Objective: Return all of the data exactly as written, without the pictures.

>> start Information shown

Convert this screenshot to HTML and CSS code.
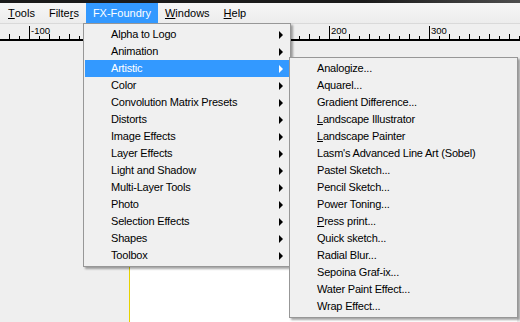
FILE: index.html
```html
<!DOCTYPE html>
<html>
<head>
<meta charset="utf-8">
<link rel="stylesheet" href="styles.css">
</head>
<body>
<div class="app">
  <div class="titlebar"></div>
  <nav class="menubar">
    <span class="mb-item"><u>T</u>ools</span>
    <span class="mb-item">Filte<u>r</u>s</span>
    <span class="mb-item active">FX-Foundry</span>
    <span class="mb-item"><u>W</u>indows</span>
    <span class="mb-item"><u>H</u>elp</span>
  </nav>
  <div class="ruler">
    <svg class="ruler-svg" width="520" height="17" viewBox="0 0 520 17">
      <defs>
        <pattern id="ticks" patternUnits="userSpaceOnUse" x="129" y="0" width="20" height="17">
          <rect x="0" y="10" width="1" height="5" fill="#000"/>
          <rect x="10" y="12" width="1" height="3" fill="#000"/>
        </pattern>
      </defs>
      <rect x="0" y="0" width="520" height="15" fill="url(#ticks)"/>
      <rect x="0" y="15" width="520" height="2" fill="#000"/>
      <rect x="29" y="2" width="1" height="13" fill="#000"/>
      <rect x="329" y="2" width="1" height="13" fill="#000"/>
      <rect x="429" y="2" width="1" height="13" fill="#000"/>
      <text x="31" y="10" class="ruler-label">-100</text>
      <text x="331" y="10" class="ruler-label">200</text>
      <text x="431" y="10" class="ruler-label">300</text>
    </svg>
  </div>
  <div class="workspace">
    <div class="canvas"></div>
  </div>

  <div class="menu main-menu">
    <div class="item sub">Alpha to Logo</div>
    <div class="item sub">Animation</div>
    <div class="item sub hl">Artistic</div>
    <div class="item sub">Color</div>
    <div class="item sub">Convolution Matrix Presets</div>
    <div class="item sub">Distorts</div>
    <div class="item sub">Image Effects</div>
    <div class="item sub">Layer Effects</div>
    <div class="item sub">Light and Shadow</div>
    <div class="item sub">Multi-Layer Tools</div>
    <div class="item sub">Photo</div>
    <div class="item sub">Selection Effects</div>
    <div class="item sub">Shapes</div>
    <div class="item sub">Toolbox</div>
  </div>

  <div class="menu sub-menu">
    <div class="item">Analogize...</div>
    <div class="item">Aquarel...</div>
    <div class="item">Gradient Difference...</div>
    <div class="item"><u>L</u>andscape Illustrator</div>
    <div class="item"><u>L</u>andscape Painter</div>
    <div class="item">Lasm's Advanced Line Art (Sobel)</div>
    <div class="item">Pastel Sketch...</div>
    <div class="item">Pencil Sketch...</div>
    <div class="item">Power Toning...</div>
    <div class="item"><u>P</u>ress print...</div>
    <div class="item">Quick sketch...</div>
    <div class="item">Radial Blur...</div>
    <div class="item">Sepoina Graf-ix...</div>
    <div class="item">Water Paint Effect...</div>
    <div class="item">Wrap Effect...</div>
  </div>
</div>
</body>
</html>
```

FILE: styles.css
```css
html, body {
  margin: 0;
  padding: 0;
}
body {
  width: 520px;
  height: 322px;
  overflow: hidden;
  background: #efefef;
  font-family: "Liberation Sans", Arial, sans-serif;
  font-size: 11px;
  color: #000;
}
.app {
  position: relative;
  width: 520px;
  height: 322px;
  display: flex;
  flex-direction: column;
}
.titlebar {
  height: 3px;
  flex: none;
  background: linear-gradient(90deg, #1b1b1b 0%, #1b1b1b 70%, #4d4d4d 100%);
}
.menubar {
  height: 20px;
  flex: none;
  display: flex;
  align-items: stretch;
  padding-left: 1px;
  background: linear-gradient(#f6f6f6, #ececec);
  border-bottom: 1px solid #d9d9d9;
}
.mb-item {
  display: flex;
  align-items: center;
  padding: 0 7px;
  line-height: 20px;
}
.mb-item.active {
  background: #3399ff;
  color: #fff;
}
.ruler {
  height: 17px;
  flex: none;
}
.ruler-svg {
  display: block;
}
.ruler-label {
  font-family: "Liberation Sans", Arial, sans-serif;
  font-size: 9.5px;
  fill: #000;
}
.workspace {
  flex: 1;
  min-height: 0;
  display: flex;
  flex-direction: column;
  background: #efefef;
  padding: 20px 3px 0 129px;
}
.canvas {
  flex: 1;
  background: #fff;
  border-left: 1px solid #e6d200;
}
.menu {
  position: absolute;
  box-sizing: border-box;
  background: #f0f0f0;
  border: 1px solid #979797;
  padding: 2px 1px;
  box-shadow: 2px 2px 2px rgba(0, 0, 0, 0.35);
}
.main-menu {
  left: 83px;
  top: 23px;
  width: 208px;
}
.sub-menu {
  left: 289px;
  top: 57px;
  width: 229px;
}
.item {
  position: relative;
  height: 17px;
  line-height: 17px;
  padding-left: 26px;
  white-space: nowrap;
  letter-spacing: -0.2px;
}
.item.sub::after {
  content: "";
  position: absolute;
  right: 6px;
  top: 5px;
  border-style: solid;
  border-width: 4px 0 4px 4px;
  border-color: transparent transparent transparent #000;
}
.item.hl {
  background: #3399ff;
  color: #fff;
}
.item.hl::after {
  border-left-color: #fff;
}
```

>> end Information shown

Task answer:
Convert this screenshot to HTML and CSS code.
FILE: index.html
```html
<!DOCTYPE html>
<html>
<head>
<meta charset="utf-8">
<link rel="stylesheet" href="styles.css">
</head>
<body>
<div class="app">
  <div class="titlebar"></div>
  <nav class="menubar">
    <span class="mb-item"><u>T</u>ools</span>
    <span class="mb-item">Filte<u>r</u>s</span>
    <span class="mb-item active">FX-Foundry</span>
    <span class="mb-item"><u>W</u>indows</span>
    <span class="mb-item"><u>H</u>elp</span>
  </nav>
  <div class="ruler">
    <svg class="ruler-svg" width="520" height="17" viewBox="0 0 520 17">
      <defs>
        <pattern id="ticks" patternUnits="userSpaceOnUse" x="129" y="0" width="20" height="17">
          <rect x="0" y="10" width="1" height="5" fill="#000"/>
          <rect x="10" y="12" width="1" height="3" fill="#000"/>
        </pattern>
      </defs>
      <rect x="0" y="0" width="520" height="15" fill="url(#ticks)"/>
      <rect x="0" y="15" width="520" height="2" fill="#000"/>
      <rect x="29" y="2" width="1" height="13" fill="#000"/>
      <rect x="329" y="2" width="1" height="13" fill="#000"/>
      <rect x="429" y="2" width="1" height="13" fill="#000"/>
      <text x="31" y="10" class="ruler-label">-100</text>
      <text x="331" y="10" class="ruler-label">200</text>
      <text x="431" y="10" class="ruler-label">300</text>
    </svg>
  </div>
  <div class="workspace">
    <div class="canvas"></div>
  </div>

  <div class="menu main-menu">
    <div class="item sub">Alpha to Logo</div>
    <div class="item sub">Animation</div>
    <div class="item sub hl">Artistic</div>
    <div class="item sub">Color</div>
    <div class="item sub">Convolution Matrix Presets</div>
    <div class="item sub">Distorts</div>
    <div class="item sub">Image Effects</div>
    <div class="item sub">Layer Effects</div>
    <div class="item sub">Light and Shadow</div>
    <div class="item sub">Multi-Layer Tools</div>
    <div class="item sub">Photo</div>
    <div class="item sub">Selection Effects</div>
    <div class="item sub">Shapes</div>
    <div class="item sub">Toolbox</div>
  </div>

  <div class="menu sub-menu">
    <div class="item">Analogize...</div>
    <div class="item">Aquarel...</div>
    <div class="item">Gradient Difference...</div>
    <div class="item"><u>L</u>andscape Illustrator</div>
    <div class="item"><u>L</u>andscape Painter</div>
    <div class="item">Lasm's Advanced Line Art (Sobel)</div>
    <div class="item">Pastel Sketch...</div>
    <div class="item">Pencil Sketch...</div>
    <div class="item">Power Toning...</div>
    <div class="item"><u>P</u>ress print...</div>
    <div class="item">Quick sketch...</div>
    <div class="item">Radial Blur...</div>
    <div class="item">Sepoina Graf-ix...</div>
    <div class="item">Water Paint Effect...</div>
    <div class="item">Wrap Effect...</div>
  </div>
</div>
</body>
</html>
```

FILE: styles.css
```css
html, body {
  margin: 0;
  padding: 0;
}
body {
  width: 520px;
  height: 322px;
  overflow: hidden;
  background: #efefef;
  font-family: "Liberation Sans", Arial, sans-serif;
  font-size: 11px;
  color: #000;
}
.app {
  position: relative;
  width: 520px;
  height: 322px;
  display: flex;
  flex-direction: column;
}
.titlebar {
  height: 3px;
  flex: none;
  background: linear-gradient(90deg, #1b1b1b 0%, #1b1b1b 70%, #4d4d4d 100%);
}
.menubar {
  height: 20px;
  flex: none;
  display: flex;
  align-items: stretch;
  padding-left: 1px;
  background: linear-gradient(#f6f6f6, #ececec);
  border-bottom: 1px solid #d9d9d9;
}
.mb-item {
  display: flex;
  align-items: center;
  padding: 0 7px;
  line-height: 20px;
}
.mb-item.active {
  background: #3399ff;
  color: #fff;
}
.ruler {
  height: 17px;
  flex: none;
}
.ruler-svg {
  display: block;
}
.ruler-label {
  font-family: "Liberation Sans", Arial, sans-serif;
  font-size: 9.5px;
  fill: #000;
}
.workspace {
  flex: 1;
  min-height: 0;
  display: flex;
  flex-direction: column;
  background: #efefef;
  padding: 20px 3px 0 129px;
}
.canvas {
  flex: 1;
  background: #fff;
  border-left: 1px solid #e6d200;
}
.menu {
  position: absolute;
  box-sizing: border-box;
  background: #f0f0f0;
  border: 1px solid #979797;
  padding: 2px 1px;
  box-shadow: 2px 2px 2px rgba(0, 0, 0, 0.35);
}
.main-menu {
  left: 83px;
  top: 23px;
  width: 208px;
}
.sub-menu {
  left: 289px;
  top: 57px;
  width: 229px;
}
.item {
  position: relative;
  height: 17px;
  line-height: 17px;
  padding-left: 26px;
  white-space: nowrap;
  letter-spacing: -0.2px;
}
.item.sub::after {
  content: "";
  position: absolute;
  right: 6px;
  top: 5px;
  border-style: solid;
  border-width: 4px 0 4px 4px;
  border-color: transparent transparent transparent #000;
}
.item.hl {
  background: #3399ff;
  color: #fff;
}
.item.hl::after {
  border-left-color: #fff;
}
```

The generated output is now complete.